More Than 100 Children Killed in Gaza Despite Ceasefire, Says UN

More Than 100 Children Killed in Gaza Despite Ceasefire, Says UN
  • PublishedJanuary 14, 2026

A haunting number hangs in the air, a stark indictment of a conflict that refuses to end. This week, the United Nations stated that at least 100 children have been killed in Gaza in the three months since a tenuous ceasefire began. One hundred lives extinguished not in a moment of declared war, but in a period nominally meant for peace.

The voice delivering this grim tally was James Elder, a UNICEF spokesman, speaking from Gaza City. His words were precise and devastating: “That’s roughly a girl or a boy killed here every day during a ceasefire.” The methods are a catalog of modern warfare: airstrikes, drone strikes, tank shelling, live ammunition. “We are at 100 — no doubt,” he said, acknowledging the true figure is likely higher. Gaza’s own health ministry reports an even more staggering number: 165 children.

Elder named the painful paradox: “A ceasefire that slows the bombs is progress but one that still buries children is not enough.”
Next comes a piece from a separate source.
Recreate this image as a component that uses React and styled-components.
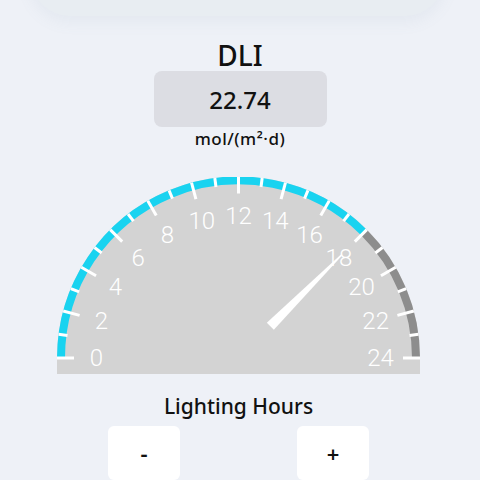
import styled, { createGlobalStyle } from "styled-components";

const GlobalStyle = createGlobalStyle`
  html, body {
    margin: 0;
    padding: 0;
    background: #eef1f7;
    overflow: hidden;
  }
  body {
    font-family: "Noto Sans", "DejaVu Sans", sans-serif;
    color: #111;
  }
`;

const Page = styled.div`
  width: 480px;
  height: 480px;
  display: flex;
  flex-direction: column;
  align-items: center;
  overflow: hidden;
`;

const TopCard = styled.div`
  width: 415px;
  height: 80px;
  margin-top: -64px;
  margin-right: 5px;
  flex-shrink: 0;
  border-radius: 40px;
  background: #e8edf2;
  box-shadow: 0 6px 16px rgba(120, 140, 160, 0.08);
`;

const Title = styled.div`
  margin-top: 25px;
  font-size: 28px;
  line-height: 28px;
  font-weight: 500;
`;

const ValueBox = styled.div`
  margin-top: 2px;
  width: 173px;
  height: 57px;
  border-radius: 8px;
  background: #dcdde3;
  display: flex;
  align-items: center;
  justify-content: center;
  font-size: 24px;
  font-weight: 500;
`;

const Unit = styled.div`
  margin-top: 2px;
  font-size: 17px;
  line-height: 20px;
  font-weight: 500;
  letter-spacing: 0.5px;
`;

const GaugeSvg = styled.svg`
  margin-top: 28px;
  margin-right: 3px;
  display: block;
  flex-shrink: 0;
`;

const Label = styled.div`
  margin-top: 20px;
  margin-right: 3px;
  font-size: 21px;
  line-height: 24px;
  font-weight: 500;
`;

const ButtonRow = styled.div`
  margin-top: 8px;
  margin-right: 3px;
  display: flex;
  gap: 117px;
`;

const StepButton = styled.button`
  width: 72px;
  height: 54px;
  border: none;
  border-radius: 6px;
  background: #ffffff;
  font-family: inherit;
  font-size: 22px;
  font-weight: 600;
  color: #111;
  padding: 0;
  flex-shrink: 0;
`;

const W = 363;
const H = 197;
const CX = 181.5;
const CY = 181;
const R = 181.5;
const BAND = 8;
const MAX = 24;

const pt = (v, r) => {
  const a = Math.PI - (v / MAX) * Math.PI;
  return [CX + r * Math.cos(a), CY - r * Math.sin(a)];
};

const arcPath = (from, to, r) => {
  const [x1, y1] = pt(from, r);
  const [x2, y2] = pt(to, r);
  return `M ${x1} ${y1} A ${r} ${r} 0 0 1 ${x2} ${y2}`;
};

function Gauge({ value }) {
  const ticks = [];
  for (let i = 0; i <= MAX; i++) {
    const major = i % 2 === 0;
    const [x1, y1] = pt(i, R);
    const [x2, y2] = pt(i, R - (major ? 17 : 9));
    ticks.push(
      <line key={i} x1={x1} y1={y1} x2={x2} y2={y2} stroke="#ffffff" strokeWidth="3" />
    );
  }

  const labels = [];
  for (let i = 0; i <= MAX; i += 2) {
    const [x, y] = pt(i, 142);
    labels.push(
      <text
        key={i}
        x={x}
        y={y}
        textAnchor="middle"
        dominantBaseline="central"
        fill="#ffffff"
        fontFamily="Roboto, 'Liberation Sans', sans-serif"
        fontWeight="300"
        fontSize="24"
      >
        {i}
      </text>
    );
  }

  const a = Math.PI - (value / MAX) * Math.PI;
  const nx = Math.cos(a);
  const ny = -Math.sin(a);
  const px = -ny;
  const py = nx;
  const [bx, by] = pt(value, 45);
  const [tx, ty] = pt(value, 146);
  const needle = [
    [bx + px * 5, by + py * 5],
    [tx + px * 0.8, ty + py * 0.8],
    [tx - px * 0.8, ty - py * 0.8],
    [bx - px * 5, by - py * 5],
  ]
    .map((p) => p.join(","))
    .join(" ");

  return (
    <GaugeSvg width={W} height={H} viewBox={`0 0 ${W} ${H}`}>
      <path
        d={`M 0 ${CY} A ${R} ${R} 0 0 1 ${W} ${CY} L ${W} ${H} L 0 ${H} Z`}
        fill="#d3d3d3"
      />
      <path d={arcPath(0, 18, R - BAND / 2)} stroke="#19d3f0" strokeWidth={BAND} fill="none" />
      <path d={arcPath(18, 24, R - BAND / 2)} stroke="#8d8d8d" strokeWidth={BAND} fill="none" />
      {ticks}
      {labels}
      <polygon points={needle} fill="#ffffff" />
    </GaugeSvg>
  );
}

export default function App() {
  return (
    <Page>
      <GlobalStyle />
      <TopCard />
      <Title>DLI</Title>
      <ValueBox>22.74</ValueBox>
      <Unit>mol/(m²·d)</Unit>
      <Gauge value={18} />
      <Label>Lighting Hours</Label>
      <ButtonRow>
        <StepButton>-</StepButton>
        <StepButton>+</StepButton>
      </ButtonRow>
    </Page>
  );
}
This death toll exists within a deeper, almost unimaginable context. It follows over two years of a war that has left, in Elder’s words, life for Gaza’s children “unimaginably hard.” They live amid the ruins of nearly 80% of Gaza’s buildings, their psychological wounds deepening, untreated, with each passing day. Now, even the cold is a killer, with seven children reported to have died from exposure since the start of this year.

Compounding this catastrophe is a severe restriction of the lifeline these children depend on. Since January 1st, Israel has suspended 37 international aid agencies from operating in Gaza. This move, labeled “outrageous” by the UN, directly blocks life-saving assistance. While UNICEF has worked to increase aid, the need is oceanic. “It’s impossible to overstate just how much still is required to be done here,” Elder stressed.
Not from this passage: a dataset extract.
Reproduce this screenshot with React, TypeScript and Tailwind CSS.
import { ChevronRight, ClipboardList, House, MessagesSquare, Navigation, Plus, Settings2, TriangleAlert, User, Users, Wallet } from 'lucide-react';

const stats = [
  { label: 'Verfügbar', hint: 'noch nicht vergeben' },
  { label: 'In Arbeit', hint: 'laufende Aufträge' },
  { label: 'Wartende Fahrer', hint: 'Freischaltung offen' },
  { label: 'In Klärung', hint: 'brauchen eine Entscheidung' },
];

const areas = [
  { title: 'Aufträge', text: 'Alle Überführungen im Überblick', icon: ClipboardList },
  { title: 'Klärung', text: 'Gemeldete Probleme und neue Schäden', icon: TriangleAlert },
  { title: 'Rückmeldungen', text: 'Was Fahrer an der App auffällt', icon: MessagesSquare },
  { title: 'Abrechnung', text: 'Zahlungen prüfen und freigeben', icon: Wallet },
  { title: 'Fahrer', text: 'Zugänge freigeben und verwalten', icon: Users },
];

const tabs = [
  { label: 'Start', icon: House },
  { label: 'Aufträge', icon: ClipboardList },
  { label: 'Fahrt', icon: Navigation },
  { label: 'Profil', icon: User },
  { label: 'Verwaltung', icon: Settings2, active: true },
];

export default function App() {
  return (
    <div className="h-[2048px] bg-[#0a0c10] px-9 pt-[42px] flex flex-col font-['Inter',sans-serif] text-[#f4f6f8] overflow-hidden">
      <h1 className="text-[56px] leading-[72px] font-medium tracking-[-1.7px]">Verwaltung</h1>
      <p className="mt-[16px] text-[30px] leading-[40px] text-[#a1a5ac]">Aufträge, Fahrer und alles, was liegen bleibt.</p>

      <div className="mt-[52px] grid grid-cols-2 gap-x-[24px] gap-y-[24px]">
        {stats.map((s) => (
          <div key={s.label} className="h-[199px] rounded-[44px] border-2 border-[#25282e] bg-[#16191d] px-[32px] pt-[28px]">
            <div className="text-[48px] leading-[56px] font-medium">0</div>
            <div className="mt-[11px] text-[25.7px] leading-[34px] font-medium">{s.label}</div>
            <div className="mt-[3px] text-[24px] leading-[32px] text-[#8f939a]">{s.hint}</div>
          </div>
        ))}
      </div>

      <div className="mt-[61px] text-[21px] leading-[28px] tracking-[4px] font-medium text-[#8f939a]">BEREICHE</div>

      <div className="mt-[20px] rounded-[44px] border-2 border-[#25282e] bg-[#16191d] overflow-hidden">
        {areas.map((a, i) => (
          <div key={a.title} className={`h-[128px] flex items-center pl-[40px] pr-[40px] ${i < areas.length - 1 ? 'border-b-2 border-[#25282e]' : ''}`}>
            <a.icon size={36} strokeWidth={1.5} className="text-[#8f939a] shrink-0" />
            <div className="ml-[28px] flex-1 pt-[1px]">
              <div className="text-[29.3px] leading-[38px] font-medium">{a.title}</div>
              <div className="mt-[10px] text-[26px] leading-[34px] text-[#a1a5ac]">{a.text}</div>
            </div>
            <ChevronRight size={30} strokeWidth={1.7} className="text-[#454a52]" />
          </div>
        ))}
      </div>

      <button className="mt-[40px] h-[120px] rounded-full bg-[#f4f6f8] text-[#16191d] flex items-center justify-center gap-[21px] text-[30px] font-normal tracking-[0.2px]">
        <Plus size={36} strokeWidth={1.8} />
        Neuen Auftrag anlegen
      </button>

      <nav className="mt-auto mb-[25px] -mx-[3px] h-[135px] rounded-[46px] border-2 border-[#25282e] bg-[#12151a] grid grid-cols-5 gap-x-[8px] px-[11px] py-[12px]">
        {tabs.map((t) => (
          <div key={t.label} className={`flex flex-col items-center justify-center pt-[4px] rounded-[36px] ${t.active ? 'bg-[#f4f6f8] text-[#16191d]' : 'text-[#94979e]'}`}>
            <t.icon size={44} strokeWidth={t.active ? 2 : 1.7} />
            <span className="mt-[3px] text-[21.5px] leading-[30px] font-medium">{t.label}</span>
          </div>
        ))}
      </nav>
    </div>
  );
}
He raised a critical, unsettling question: When key aid groups are banned from delivering help and bearing witness, and when foreign journalists are barred, what is the purpose? Is it, he implicitly asked, to restrict the world’s scrutiny of the suffering of children?

The killing of more than 100 children under a ceasefire is not a statistical footnote; it is the central, screaming failure of this moment. It reveals a reality where a reduction in violence is not safety, where the absence of full-scale war does not mean peace. Each number is a childhood erased, a future stolen, and a profound challenge to the conscience of the world. The ceasefire may have slowed the bombs, but for the children of Gaza, it has not stopped the dying. And that, as UNICEF reminds us, is nowhere near enough.